[CAUT] ghost tuning

Sloane, Benjamin (sloaneba) sloaneba at ucmail.uc.edu
Wed May 6 06:47:33 PDT 2009


   Hello Wim,
   It would be easier to address your question more directly if you told us what kind of piano you are tuning, i.e., if we were all sitting in front of the same piano.
   For the most part, I would have to answer generally that you should be ghost tuning the whole piano, not just the bass. Though Visual Aid programming starts 2:1 octaves a lot sooner than this, only at C# 7 do you begin to tune octaves without a partial represented by a string above it in the typical 88 note piano. The distribution of octaves I have experienced with visual aids, in my opinion, will work, if you only tune certain spinets.
   The distribution of octaves depends on a lot of things, most of all, what you think is right.
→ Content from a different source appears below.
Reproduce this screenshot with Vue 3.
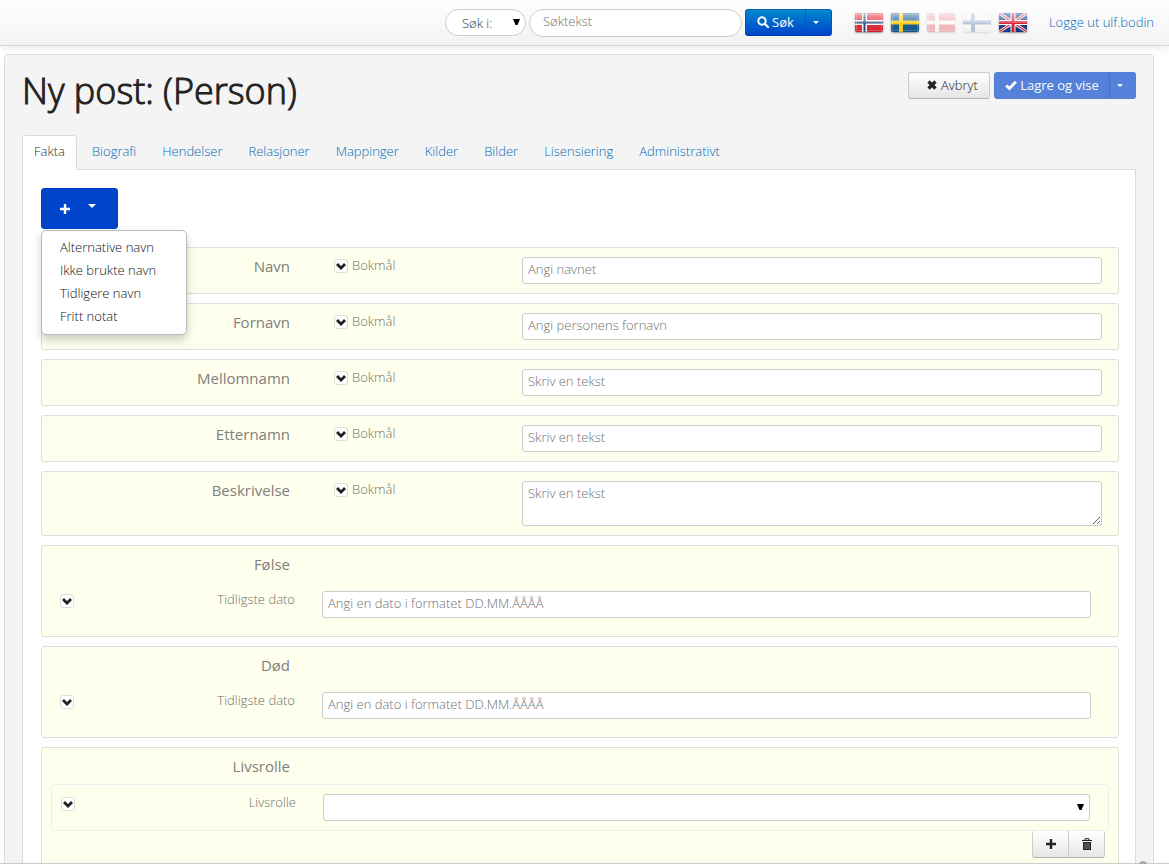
<script setup>
import { ref } from 'vue'

const tabs = ['Fakta', 'Biografi', 'Hendelser', 'Relasjoner', 'Mappinger', 'Kilder', 'Bilder', 'Lisensiering', 'Administrativt']
const activeTab = ref('Fakta')
const menuOpen = ref(true)
const menuItems = ['Alternative navn', 'Ikke brukte navn', 'Tidligere navn', 'Fritt notat']
const textFields = [
  { id: 'navn', label: 'Navn', hint: 'Angi navnet' },
  { id: 'fornavn', label: 'Fornavn', hint: 'Angi personens fornavn' },
  { id: 'mellomnamn', label: 'Mellomnamn', hint: 'Skriv en tekst' },
  { id: 'etternamn', label: 'Etternamn', hint: 'Skriv en tekst' },
  { id: 'beskrivelse', label: 'Beskrivelse', hint: 'Skriv en tekst', multiline: true }
]
const dateFields = [
  { id: 'folse', label: 'Følse' },
  { id: 'dod', label: 'Død' }
]
</script>

<template>
  <div class="app">
    <header class="navbar">
      <form class="search" @submit.prevent>
        <div class="select-wrap scope">
          <select aria-label="Søk i"><option>Søk i:</option></select>
          <svg class="arrow" viewBox="0 0 7 7" aria-hidden="true"><path d="M0 0h7L4.500 6h-2z" /></svg>
        </div>
        <input class="query" type="text" placeholder="Søktekst" aria-label="Søktekst">
        <div class="group">
          <button class="btn primary find" type="submit">
            <svg class="icon" viewBox="0 0 12 12" aria-hidden="true"><circle cx="5" cy="5" r="3.700" fill="none" stroke="currentColor" stroke-width="2" /><path d="M7.700 7.700L11 11" stroke="currentColor" stroke-width="2.200" stroke-linecap="round" /></svg>
            Søk
          </button>
          <button class="btn primary more" type="button" aria-label="Flere søkevalg"><span class="caret"></span></button>
        </div>
      </form>
      <nav class="flags" aria-label="Språk">
        <svg width="0" height="0" class="defs" aria-hidden="true">
          <defs><linearGradient id="gloss" x1="0" y1="0" x2="0" y2="1"><stop offset="0" stop-color="#fff" stop-opacity=".6" /><stop offset=".5" stop-color="#fff" stop-opacity=".25" /><stop offset=".52" stop-color="#fff" stop-opacity="0" /><stop offset="1" stop-color="#000" stop-opacity=".12" /></linearGradient></defs>
        </svg>
        <button type="button" aria-label="Norsk">
          <svg viewBox="0 0 28 19"><path fill="#e42535" d="M0 0h28v19H0z" /><path fill="#fff" d="M7 0h5v19H7zM0 7h28v5H0z" /><path fill="#28477c" d="M8.500 0h2v19h-2zM0 8.500h28v2H0z" /><path fill="url(#gloss)" d="M0 0h28v19H0z" /><path fill="none" stroke="#fff" stroke-opacity=".2" d="M1.500 1.500h25v16h-25z" /></svg>
        </button>
        <button type="button" aria-label="Svenska">
          <svg viewBox="0 0 28 19"><path fill="#125a94" d="M0 0h28v19H0z" /><path fill="#ffcb10" d="M8 0h4v19H8zM0 7.500h28v4H0z" /><path fill="url(#gloss)" d="M0 0h28v19H0z" /><path fill="none" stroke="#fff" stroke-opacity=".2" d="M1.500 1.500h25v16h-25z" /></svg>
        </button>
        <button type="button" class="faded" aria-label="Dansk">
          <svg viewBox="0 0 28 19"><path fill="#e42535" d="M0 0h28v19H0z" /><path fill="#fff" d="M8 0h4v19H8zM0 7.500h28v4H0z" /><path fill="url(#gloss)" d="M0 0h28v19H0z" /><path fill="none" stroke="#fff" stroke-opacity=".2" d="M1.500 1.500h25v16h-25z" /></svg>
        </button>
        <button type="button" class="faded" aria-label="Suomi">
          <svg viewBox="0 0 28 19"><path fill="#fafafa" d="M0 0h28v19H0z" /><path fill="#24508f" d="M8 0h4v19H8zM0 7.500h28v4H0z" /><path fill="url(#gloss)" d="M0 0h28v19H0z" /></svg>
        </button>
        <button type="button" aria-label="English">
          <svg viewBox="0 0 28 19"><path fill="#163a8c" d="M0 0h28v19H0z" /><path stroke="#fff" stroke-width="3" d="M0 0l28 19M28 0L0 19" /><path stroke="#d92435" stroke-width="1.200" d="M0 0l28 19M28 0L0 19" /><path fill="#fff" d="M11.500 0h5v19h-5zM0 7h28v5H0z" /><path fill="#d92435" d="M12.500 0h3v19h-3zM0 8h28v3H0z" /><path fill="url(#gloss)" d="M0 0h28v19H0z" /></svg>
        </button>
      </nav>
      <a class="logout" href="#">Logge ut ulf.bodin</a>
    </header>

    <main class="scroll">
      <div class="well">
        <div class="head">
          <h1>Ny post: (Person)</h1>
          <div class="actions">
            <button class="btn cancel" type="button">
              <svg class="icon" viewBox="0 0 12 12" aria-hidden="true"><path d="M2.500 2.500l7 7M9.500 2.500l-7 7" stroke="currentColor" stroke-width="3.200" /></svg>
              Avbryt
            </button>
            <div class="group muted">
              <button class="btn flat save" type="button">
                <svg class="icon" viewBox="0 0 12 12" aria-hidden="true"><path d="M1.200 6.400L4.400 9.500 10.800 2.800" fill="none" stroke="currentColor" stroke-width="2.800" /></svg>
                Lagre og vise
              </button>
              <button class="btn flat more" type="button" aria-label="Flere lagringsvalg"><span class="caret"></span></button>
            </div>
          </div>
        </div>

        <nav class="tabs">
          <a v-for="t in tabs" :key="t" href="#" :class="{ active: t === activeTab }" @click.prevent="activeTab = t">{{ t }}</a>
        </nav>

        <section class="pane">
          <div class="adder">
            <button class="btn flat add" type="button" aria-label="Legg til" :aria-expanded="menuOpen" @click="menuOpen = !menuOpen">
              <svg class="icon" viewBox="0 0 12 12" aria-hidden="true"><path d="M6 1v10M1 6h10" stroke="currentColor" stroke-width="2.400" /></svg>
              <span class="caret"></span>
            </button>
            <ul v-if="menuOpen" class="menu">
              <li v-for="m in menuItems" :key="m"><a href="#">{{ m }}</a></li>
            </ul>
          </div>

          <div v-for="f in textFields" :key="f.id" class="row text-row">
            <label class="title" :for="f.id">{{ f.label }}</label>
            <div class="lang">
              <button class="toggle" type="button" :aria-label="'Velg språk for ' + f.label"><svg viewBox="0 0 12 12"><path d="M1 5L3 3 6 6 9 3 11 5 6 10z" /></svg></button>
              <span>Bokmål</span>
            </div>
            <textarea v-if="f.multiline" :id="f.id" :placeholder="f.hint"></textarea>
            <input v-else :id="f.id" type="text" :placeholder="f.hint">
          </div>

          <div v-for="f in dateFields" :key="f.id" class="row section">
            <h2 class="title">{{ f.label }}</h2>
            <div class="sub">
              <button class="toggle" type="button" :aria-label="'Vis ' + f.label"><svg viewBox="0 0 12 12"><path d="M1 5L3 3 6 6 9 3 11 5 6 10z" /></svg></button>
              <label :for="f.id">Tidligste dato</label>
              <input :id="f.id" type="text" placeholder="Angi en dato i formatet DD.MM.ÅÅÅÅ">
            </div>
          </div>

          <div class="row section roles">
            <h2 class="title">Livsrolle</h2>
            <div class="sub boxed">
              <button class="toggle" type="button" aria-label="Vis livsrolle"><svg viewBox="0 0 12 12"><path d="M1 5L3 3 6 6 9 3 11 5 6 10z" /></svg></button>
              <label for="livsrolle">Livsrolle</label>
              <div class="select-wrap">
                <select id="livsrolle"><option></option></select>
                <svg class="arrow" viewBox="0 0 7 7" aria-hidden="true"><path d="M0 0h7L4.500 6h-2z" /></svg>
              </div>
            </div>
            <div class="group tools">
              <button class="btn" type="button" aria-label="Legg til livsrolle"><svg class="icon" viewBox="0 0 12 12" aria-hidden="true"><path d="M6 1v10M1 6h10" stroke="currentColor" stroke-width="2.400" /></svg></button>
              <button class="btn" type="button" aria-label="Slett livsrolle"><svg class="icon" viewBox="0 0 12 12" aria-hidden="true"><path d="M1 2.500h10M4 2V.7h4V2" fill="none" stroke="currentColor" /><path d="M2 4h8v8H2z" fill="currentColor" /><path d="M4 5v6M6 5v6M8 5v6" stroke="#aaa" stroke-width=".7" /></svg></button>
            </div>
          </div>
        </section>
      </div>
    </main>
    <footer class="bottom"><button type="button" class="to-top" aria-label="Til toppen"></button></footer>
  </div>
</template>

<style>
body { margin: 0; background: #fff; }
</style>

<style scoped>
* { box-sizing: border-box; }
.app {
  position: relative;
  height: 100vh;
  overflow: hidden;
  display: flex;
  flex-direction: column;
  font: 300 13px/20px "Open Sans", sans-serif;
  color: #222;
}
button, input, select, textarea { font: inherit; color: inherit; margin: 0; }
a { color: #006cb8; text-decoration: none; }

.navbar {
  position: relative;
  z-index: 2;
  flex: none;
  height: 46px;
  padding: 0 15px;
  display: flex;
  align-items: center;
  justify-content: flex-end;
  background: linear-gradient(#fff, #f2f2f2);
  border-bottom: 1px solid #d4d4d4;
  box-shadow: 0 1px 10px rgba(0, 0, 0, .1);
}
.search { display: flex; align-items: center; gap: 3px; }
input, textarea, select {
  display: block;
  width: 100%;
  height: 27px;
  padding: 0 5px 3px;
  border: 1px solid #ccc;
  border-radius: 3px;
  background: #fff;
  outline: 0;
}
::placeholder { color: #707070; opacity: 1; }
select { appearance: none; color: #333; }
.select-wrap { position: relative; }
.arrow { position: absolute; right: 6px; top: 10px; width: 7px; height: 7px; }
.scope { width: 81px; }
.scope select { padding: 0 16px; border-radius: 14px; }
.query { width: 213px; height: 28px; padding: 0 13px 3px; border-radius: 14px; }

.group { display: flex; }
.group .btn:first-child { border-radius: 3px 0 0 3px; }
.group .btn:last-child { border-radius: 0 3px 3px 0; margin-left: -1px; }
.btn {
  display: flex;
  align-items: center;
  justify-content: center;
  gap: 3px;
  height: 27px;
  padding: 0 11px 1px;
  border: 1px solid #ccc;
  border-bottom-color: #b3b3b3;
  border-radius: 3px;
  background: linear-gradient(#fff, #e6e6e6);
  color: #222;
  white-space: nowrap;
  cursor: pointer;
}
.btn.primary, .btn.flat { color: #fff; font-weight: 400; }
.btn.primary { background: linear-gradient(#0088cc, #0044cc); border-color: #0062b8 #0055c0 #003ab0; }
.btn.flat { background: #0044cc; border-color: #0040c0; }
.icon { width: 12px; height: 12px; flex: none; }
.caret { border: 3px solid transparent; border-top-color: currentColor; border-bottom: 0; }
.find { width: 61px; }
.btn.more { width: 27px; padding: 0 5px 0 0; }
.btn.flat.more { border-left-color: #002a80; }
.search .group { margin-right: 23px; }

.flags { display: flex; gap: 8px; margin-right: 22px; }
.flags button { padding: 0; border: 0; background: none; }
.flags button svg { display: block; width: 28px; height: 19px; border-radius: 2px; box-shadow: 0 1px 2px rgba(0, 0, 0, .4); }
.flags .faded { opacity: .3; }
.defs { position: absolute; }
.logout { padding-bottom: 1px; }

.scroll { flex: 1; min-height: 0; overflow: auto; scrollbar-width: none; padding: 8px 15px 0 4px; }
.well { padding: 16px 17px 40px; background: #f4f4f4; border: 1px solid #ddd; border-radius: 4px; }
.head { display: flex; justify-content: space-between; align-items: flex-start; height: 64px; }
h1 { margin: 0; font-size: 36px; line-height: 40px; font-weight: 300; -webkit-text-stroke: 1px #222; }
.actions { display: flex; gap: 4px; padding-top: 1px; }
.cancel { width: 82px; padding-left: 17px; }
.muted { opacity: .65; }
.save { width: 116px; }

.tabs { display: flex; gap: 4px; }
.tabs a { height: 34px; padding: 5px 11px 0; border: 1px solid transparent; border-width: 1px 0 0; border-radius: 3px 3px 0 0; }
.tabs .active { height: 35px; margin-bottom: -1px; position: relative; background: #fff; border-color: #ddd; border-width: 1px 1px 0; color: #333; }

.pane { padding: 18px 16px 18px 18px; background: #fff; border: 1px solid #ddd; }
.adder { position: relative; width: max-content; margin-bottom: 18px; }
.add { width: 77px; height: 41px; gap: 17px; padding: 0 15px 0 10px; }
.add .caret { border-width: 4px 4px 0; margin-bottom: 5px; }
.menu {
  position: absolute;
  z-index: 1;
  top: 42px;
  left: 0;
  width: 146px;
  margin: 0;
  padding: 5px 0 6px;
  list-style: none;
  background: #fff;
  border: 1px solid #bbb;
  border-radius: 5px;
  box-shadow: 0 5px 10px rgba(0, 0, 0, .2);
}
.menu a { display: block; padding: 0 18px; line-height: 23px; color: #111; white-space: nowrap; }

.row { margin-bottom: 9px; border: 1px solid #ddd; border-radius: 3px; background: #ffffed; color: #707070; }
.row input, .row textarea { color: #333; }
.title { margin: 0; width: 248px; text-align: right; font-size: 15px; line-height: 20px; font-weight: 400; color: #808080; }
.text-row {
  display: grid;
  grid-template-columns: 248px 144px 1fr;
  column-gap: 44px;
  align-items: start;
  padding: 9px 16px 9px 0;
}
.text-row .title, .section h2 { margin-top: -1px; }
.lang { display: flex; align-items: start; gap: 4px; line-height: 16px; }
.lang .toggle { margin-top: 2px; }
textarea { height: 45px; padding-top: 1px; resize: vertical; }
.toggle { flex: none; width: 14px; height: 14px; padding: 0; border: 1px solid #ddd; border-radius: 3px; background: #fff; color: #222; }
.toggle svg { display: block; width: 12px; height: 12px; fill: currentColor; }
.section { padding: 9px 0 18px; }
.sub {
  display: grid;
  grid-template-columns: 14px 221px 1fr;
  align-items: start;
  padding: 17px 27px 0 18px;
}
.sub .toggle { margin-top: 3px; }
.sub label { text-align: right; line-height: 16px; }
.sub input, .sub .select-wrap { margin-left: 27px; width: auto; }
.boxed { margin: 8px 9px 0; padding: 9px 18px 9px 9px; border: 1px solid #eee; border-radius: 3px; }
.tools { justify-content: flex-end; margin-right: 13px; }
.tools .btn { width: 37px; padding: 0 0 1px; border-top: 0; }

.bottom { position: relative; z-index: 2; flex: none; height: 1px; background: #ccc; box-shadow: 0 -1px 10px rgba(0, 0, 0, .1); }
.to-top { position: absolute; right: 22px; top: -2px; width: 8px; height: 8px; padding: 0; border: 0; border-radius: 50%; background: #aaa; }
</style>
Nobody can tell you what octaves to ghost in the bass, because the scaling in every piano is different, and everyone has their own convictions about this. Unless you use an ETD, that is. Since the recent epidemic in ETD addiction however, many tuners are now clueless about this. They never aural tune enough to have an opinion in the first place. I've aural tuned enough to be genuinely offended, even shocked, by the type of octaves more transparent visual aids tell me it is programmed to set in the sundry regions of the piano.
   Being passionate about temperament and the distribution of octaves is something that by in large, piano technicians scoff at as a neglect of more important aspects of the field-leave it to the visual aid programmers-so much so that we have developed a reductionist dialectic about tuning. Instead of figuring out correct temperament in parley, the whole argument is: "ETD vs. aural!" when all the ETD does is a tuning based on aural determinations that in themselves may or may not be right. We also harbor the presumption that is what ETD programmers intended. I don't get the impression that all ETD programmers themselves even meant for this to happen, either, and it is clear to me that some are meant to educate the user much as help him or her tune.

-          Ben


From: caut-bounces at ptg.org [mailto:caut-bounces at ptg.org] On Behalf Of wimblees at aol.com
Sent: Tuesday, May 05, 2009 11:37 PM
To: caut at ptg.org
Subject: Re: [CAUT] ghost tuning

David

Please explain a little more. What am I listening for when I hold down the two bass notes, and what interval are you using? If I hold down C1 & C2, what other note should I play, and what should I hear?
Wim

-----Original Message-----
From: David Love <davidlovepianos at comcast.net>
To: caut at ptg.org
Sent: Tue, 5 May 2009 5:11 pm
Subject: Re: [CAUT] ghost tuning
Hold down two bass notes (an octave apart) and strike the note the corresponds to the coincident harmonic that you want to use as the test partial.

David Love
www.davidlovepianos.com<http://www.davidlovepianos.com/>

From: caut-bounces at ptg.org<mailto:caut-bounces at ptg.org> [mailto:caut-bounces at ptg.org<mailto:caut-bounces at ptg.org?>] On Behalf Of wimblees at aol.com<mailto:wimblees at aol.com>
Sent: Tuesday, May 05, 2009 6:55 PM
To: caut at ptg.org<mailto:caut at ptg.org>
Subject: [CAUT] ghost tuning

Some time ago a tuner told me about ghost tuning the bass. I tried it a couple of times, but I've not used it for a long time, and forgot how it's done. From what I remember, you hold down a bass note, and listen to a partial an octave and third up, or the other way around. Does anyone know about this?